> _Information supplied_:
:::::
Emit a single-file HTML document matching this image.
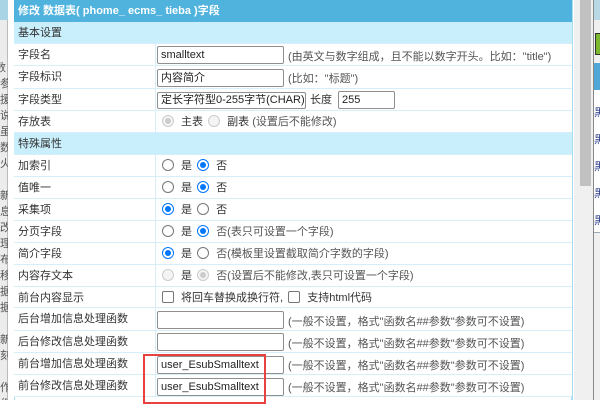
<!DOCTYPE html>
<html><head><meta charset="utf-8"><style>
*{margin:0;padding:0;box-sizing:border-box}
body{width:600px;height:400px;overflow:hidden;background:#fff;font-family:"Liberation Sans","Noto Sans CJK SC",sans-serif;font-size:11px;color:#333;position:relative}
.a{position:absolute}
.row{position:absolute;left:14px;width:558px;border-bottom:1px solid #d6eef8;background:#fff}
.row .l{position:absolute;left:4px;top:0;line-height:22px;white-space:nowrap}
.row .v{position:absolute;left:141px;top:0;height:100%;border-left:1px solid #d6eef8;padding-left:4px;line-height:22px;white-space:nowrap;width:417px}
.sec{background:#c9effc}
.inp{position:absolute;left:143px;width:127px;height:18px;border:1px solid #8f8f8f;border-radius:2px;background:#fff;padding-left:3px;line-height:16px;color:#222}
.note{position:absolute;left:274px;color:#555;white-space:nowrap}
.rd{display:inline-block;width:12px;height:12px;border:1px solid #767676;border-radius:50%;vertical-align:-2px;margin:0 4px 0 2px;background:#fff;position:relative}
.rd.on{border:1px solid #0075ff}
.rd.on:after{content:"";position:absolute;left:2px;top:2px;width:6px;height:6px;border-radius:50%;background:#0075ff}
.rd.dis{border-color:#ccc;background:#f4f4f4}
.rd.dis.on{border-color:#ccc}
.rd.dis.on:after{background:#ccc}
.cb{display:inline-block;width:12px;height:12px;border:1px solid #767676;border-radius:2px;vertical-align:-2px;margin:0 4px 0 2px}
.g{color:#555}
</style></head><body>
<div class="a" style="left:0;top:0;width:8px;height:400px;background:#ececec;border-right:1px solid #bbb"></div>
<div class="a" style="left:0;top:0;width:8px;height:20px;background:#a9d4e6"></div>
<div class="a" style="left:0;top:60px;width:8px;font-size:11px;line-height:16px;color:#555;overflow:hidden;height:340px;text-indent:-5px">数<br>参<br>援<br>说<br>虽<br>数<br>火<br><br>新<br>息<br>改<br>理<br>布<br>移<br>据<br>据<br><br>新<br>刻<br><br>作<br>作</div>
<div class="a" style="left:14px;top:0;width:559px;height:400px;border-right:2px solid #a8dcf2;border-left:1px solid #a8dcf2"></div>
<div class="row" style="top:0;height:22px;background:#4fb3dd;color:#fff;font-weight:bold;border:none"><div class="l" style="line-height:22px">修改 数据表( phome_ ecms_ tieba )字段</div></div>
<div class="row sec" style="top:22px;height:22px"><div class="l">基本设置</div></div>
<div class="row" style="top:44px;height:22px"><div class="l">字段名</div><div class="v"></div><div class="inp" style="top:2px">smalltext</div><div class="note" style="top:4px">(由英文与数字组成，且不能以数字开头。比如："title")</div></div>
<div class="row" style="top:66px;height:23px"><div class="l">字段标识</div><div class="v"></div><div class="inp" style="top:3px">内容简介</div><div class="note" style="top:4px">(比如："标题")</div></div>
<div class="row" style="top:89px;height:22px"><div class="l">字段类型</div><div class="v"></div>
<div class="a" style="left:143px;top:3px;width:149px;height:17px;border:1px solid #8f8f8f;border-radius:2px;padding-left:3px;line-height:15px;color:#222;white-space:nowrap;overflow:hidden">定长字符型0-255字节(CHAR) <span style="font-size:10px">&#x2304;</span></div>
<div class="a" style="left:296px;top:3px;line-height:16px">长度</div>
<div class="inp" style="left:324px;top:2px;width:57px">255</div></div>
<div class="row" style="top:111px;height:22px"><div class="l">存放表</div><div class="v"><span class="rd dis on"></span> 主表 <span class="rd dis"></span> 副表 <span class="g">(设置后不能修改)</span></div></div>
<div class="row sec" style="top:133px;height:22px"><div class="l">特殊属性</div></div>
<div class="row" style="top:155px;height:22px"><div class="l">加索引</div><div class="v"><span class="rd"></span> 是 <span class="rd on"></span> 否</div></div>
<div class="row" style="top:177px;height:22px"><div class="l">值唯一</div><div class="v"><span class="rd"></span> 是 <span class="rd on"></span> 否</div></div>
<div class="row" style="top:199px;height:22px"><div class="l">采集项</div><div class="v"><span class="rd on"></span> 是 <span class="rd"></span> 否</div></div>
<div class="row" style="top:221px;height:22px"><div class="l">分页字段</div><div class="v"><span class="rd"></span> 是 <span class="rd on"></span> <span class="g">否(表只可设置一个字段)</span></div></div>
<div class="row" style="top:243px;height:22px"><div class="l">简介字段</div><div class="v"><span class="rd on"></span> 是 <span class="rd"></span> <span class="g">否(模板里设置截取简介字数的字段)</span></div></div>
<div class="row" style="top:265px;height:22px"><div class="l">内容存文本</div><div class="v"><span class="rd dis"></span> 是 <span class="rd dis on"></span> <span class="g">否(设置后不能修改,表只可设置一个字段)</span></div></div>
<div class="row" style="top:287px;height:21px"><div class="l">前台内容显示</div><div class="v"><span class="cb"></span> 将回车替换成换行符, <span class="cb"></span> 支持html代码</div></div>
<div class="row" style="top:308px;height:23px"><div class="l">后台增加信息处理函数</div><div class="v"></div><div class="inp" style="top:3px"></div><div class="note" style="top:5px">(一般不设置，格式"函数名##参数"参数可不设置)</div></div>
<div class="row" style="top:331px;height:22px"><div class="l">后台修改信息处理函数</div><div class="v"></div><div class="inp" style="top:2px"></div><div class="note" style="top:4px">(一般不设置，格式"函数名##参数"参数可不设置)</div></div>
<div class="row" style="top:353px;height:22px"><div class="l">前台增加信息处理函数</div><div class="v"></div><div class="inp" style="top:3px">user_EsubSmalltext</div><div class="note" style="top:4px">(一般不设置，格式"函数名##参数"参数可不设置)</div></div>
<div class="row" style="top:375px;height:22px"><div class="l">前台修改信息处理函数</div><div class="v"></div><div class="inp" style="top:3px">user_EsubSmalltext</div><div class="note" style="top:4px">(一般不设置，格式"函数名##参数"参数可不设置)</div></div>
<div class="a" style="left:143px;top:354px;width:123px;height:50px;border:2px solid #e8413f"></div>
<div class="a" style="left:574px;top:0;width:19px;height:400px;background:#f0f0f0"></div>
<div class="a" style="left:580px;top:0;width:11px;height:186px;background:#c1c1c1"></div>
<div class="a" style="left:593px;top:0;width:7px;height:400px;background:#f0f0f0;border-left:1px solid #888"></div>
<div class="a" style="left:594px;top:0;width:6px;height:20px;background:#b8d8e6"></div>
<div class="a" style="left:595px;top:33px;width:5px;height:22px;background:#7cb82f;border:1px solid #333;border-right:none"></div>
<div class="a" style="left:594px;top:63px;width:6px;height:27px;background:#4fa8d8"></div>
<div class="a" style="left:594px;top:90px;width:6px;height:143px;background:#fff;border-bottom:1px solid #9ab"></div>
<div class="a" style="left:594px;top:100px;width:6px;font-size:11px;line-height:27px;color:#2a3a8a;overflow:hidden;height:135px">黑<br>黑<br>黑<br>黑<br>黑</div>
</body></html>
:::::
> _Aim_: Write out the material above once more, exactly as it reads, with no pictures.

> _Output of the exercise_:
Emit a single-file HTML document matching this image.
<!DOCTYPE html>
<html><head><meta charset="utf-8"><style>
*{margin:0;padding:0;box-sizing:border-box}
body{width:600px;height:400px;overflow:hidden;background:#fff;font-family:"Liberation Sans","Noto Sans CJK SC",sans-serif;font-size:11px;color:#333;position:relative}
.a{position:absolute}
.row{position:absolute;left:14px;width:558px;border-bottom:1px solid #d6eef8;background:#fff}
.row .l{position:absolute;left:4px;top:0;line-height:22px;white-space:nowrap}
.row .v{position:absolute;left:141px;top:0;height:100%;border-left:1px solid #d6eef8;padding-left:4px;line-height:22px;white-space:nowrap;width:417px}
.sec{background:#c9effc}
.inp{position:absolute;left:143px;width:127px;height:18px;border:1px solid #8f8f8f;border-radius:2px;background:#fff;padding-left:3px;line-height:16px;color:#222}
.note{position:absolute;left:274px;color:#555;white-space:nowrap}
.rd{display:inline-block;width:12px;height:12px;border:1px solid #767676;border-radius:50%;vertical-align:-2px;margin:0 4px 0 2px;background:#fff;position:relative}
.rd.on{border:1px solid #0075ff}
.rd.on:after{content:"";position:absolute;left:2px;top:2px;width:6px;height:6px;border-radius:50%;background:#0075ff}
.rd.dis{border-color:#ccc;background:#f4f4f4}
.rd.dis.on{border-color:#ccc}
.rd.dis.on:after{background:#ccc}
.cb{display:inline-block;width:12px;height:12px;border:1px solid #767676;border-radius:2px;vertical-align:-2px;margin:0 4px 0 2px}
.g{color:#555}
</style></head><body>
<div class="a" style="left:0;top:0;width:8px;height:400px;background:#ececec;border-right:1px solid #bbb"></div>
<div class="a" style="left:0;top:0;width:8px;height:20px;background:#a9d4e6"></div>
<div class="a" style="left:0;top:60px;width:8px;font-size:11px;line-height:16px;color:#555;overflow:hidden;height:340px;text-indent:-5px">数<br>参<br>援<br>说<br>虽<br>数<br>火<br><br>新<br>息<br>改<br>理<br>布<br>移<br>据<br>据<br><br>新<br>刻<br><br>作<br>作</div>
<div class="a" style="left:14px;top:0;width:559px;height:400px;border-right:2px solid #a8dcf2;border-left:1px solid #a8dcf2"></div>
<div class="row" style="top:0;height:22px;background:#4fb3dd;color:#fff;font-weight:bold;border:none"><div class="l" style="line-height:22px">修改 数据表( phome_ ecms_ tieba )字段</div></div>
<div class="row sec" style="top:22px;height:22px"><div class="l">基本设置</div></div>
<div class="row" style="top:44px;height:22px"><div class="l">字段名</div><div class="v"></div><div class="inp" style="top:2px">smalltext</div><div class="note" style="top:4px">(由英文与数字组成，且不能以数字开头。比如："title")</div></div>
<div class="row" style="top:66px;height:23px"><div class="l">字段标识</div><div class="v"></div><div class="inp" style="top:3px">内容简介</div><div class="note" style="top:4px">(比如："标题")</div></div>
<div class="row" style="top:89px;height:22px"><div class="l">字段类型</div><div class="v"></div>
<div class="a" style="left:143px;top:3px;width:149px;height:17px;border:1px solid #8f8f8f;border-radius:2px;padding-left:3px;line-height:15px;color:#222;white-space:nowrap;overflow:hidden">定长字符型0-255字节(CHAR) <span style="font-size:10px">&#x2304;</span></div>
<div class="a" style="left:296px;top:3px;line-height:16px">长度</div>
<div class="inp" style="left:324px;top:2px;width:57px">255</div></div>
<div class="row" style="top:111px;height:22px"><div class="l">存放表</div><div class="v"><span class="rd dis on"></span> 主表 <span class="rd dis"></span> 副表 <span class="g">(设置后不能修改)</span></div></div>
<div class="row sec" style="top:133px;height:22px"><div class="l">特殊属性</div></div>
<div class="row" style="top:155px;height:22px"><div class="l">加索引</div><div class="v"><span class="rd"></span> 是 <span class="rd on"></span> 否</div></div>
<div class="row" style="top:177px;height:22px"><div class="l">值唯一</div><div class="v"><span class="rd"></span> 是 <span class="rd on"></span> 否</div></div>
<div class="row" style="top:199px;height:22px"><div class="l">采集项</div><div class="v"><span class="rd on"></span> 是 <span class="rd"></span> 否</div></div>
<div class="row" style="top:221px;height:22px"><div class="l">分页字段</div><div class="v"><span class="rd"></span> 是 <span class="rd on"></span> <span class="g">否(表只可设置一个字段)</span></div></div>
<div class="row" style="top:243px;height:22px"><div class="l">简介字段</div><div class="v"><span class="rd on"></span> 是 <span class="rd"></span> <span class="g">否(模板里设置截取简介字数的字段)</span></div></div>
<div class="row" style="top:265px;height:22px"><div class="l">内容存文本</div><div class="v"><span class="rd dis"></span> 是 <span class="rd dis on"></span> <span class="g">否(设置后不能修改,表只可设置一个字段)</span></div></div>
<div class="row" style="top:287px;height:21px"><div class="l">前台内容显示</div><div class="v"><span class="cb"></span> 将回车替换成换行符, <span class="cb"></span> 支持html代码</div></div>
<div class="row" style="top:308px;height:23px"><div class="l">后台增加信息处理函数</div><div class="v"></div><div class="inp" style="top:3px"></div><div class="note" style="top:5px">(一般不设置，格式"函数名##参数"参数可不设置)</div></div>
<div class="row" style="top:331px;height:22px"><div class="l">后台修改信息处理函数</div><div class="v"></div><div class="inp" style="top:2px"></div><div class="note" style="top:4px">(一般不设置，格式"函数名##参数"参数可不设置)</div></div>
<div class="row" style="top:353px;height:22px"><div class="l">前台增加信息处理函数</div><div class="v"></div><div class="inp" style="top:3px">user_EsubSmalltext</div><div class="note" style="top:4px">(一般不设置，格式"函数名##参数"参数可不设置)</div></div>
<div class="row" style="top:375px;height:22px"><div class="l">前台修改信息处理函数</div><div class="v"></div><div class="inp" style="top:3px">user_EsubSmalltext</div><div class="note" style="top:4px">(一般不设置，格式"函数名##参数"参数可不设置)</div></div>
<div class="a" style="left:143px;top:354px;width:123px;height:50px;border:2px solid #e8413f"></div>
<div class="a" style="left:574px;top:0;width:19px;height:400px;background:#f0f0f0"></div>
<div class="a" style="left:580px;top:0;width:11px;height:186px;background:#c1c1c1"></div>
<div class="a" style="left:593px;top:0;width:7px;height:400px;background:#f0f0f0;border-left:1px solid #888"></div>
<div class="a" style="left:594px;top:0;width:6px;height:20px;background:#b8d8e6"></div>
<div class="a" style="left:595px;top:33px;width:5px;height:22px;background:#7cb82f;border:1px solid #333;border-right:none"></div>
<div class="a" style="left:594px;top:63px;width:6px;height:27px;background:#4fa8d8"></div>
<div class="a" style="left:594px;top:90px;width:6px;height:143px;background:#fff;border-bottom:1px solid #9ab"></div>
<div class="a" style="left:594px;top:100px;width:6px;font-size:11px;line-height:27px;color:#2a3a8a;overflow:hidden;height:135px">黑<br>黑<br>黑<br>黑<br>黑</div>
</body></html>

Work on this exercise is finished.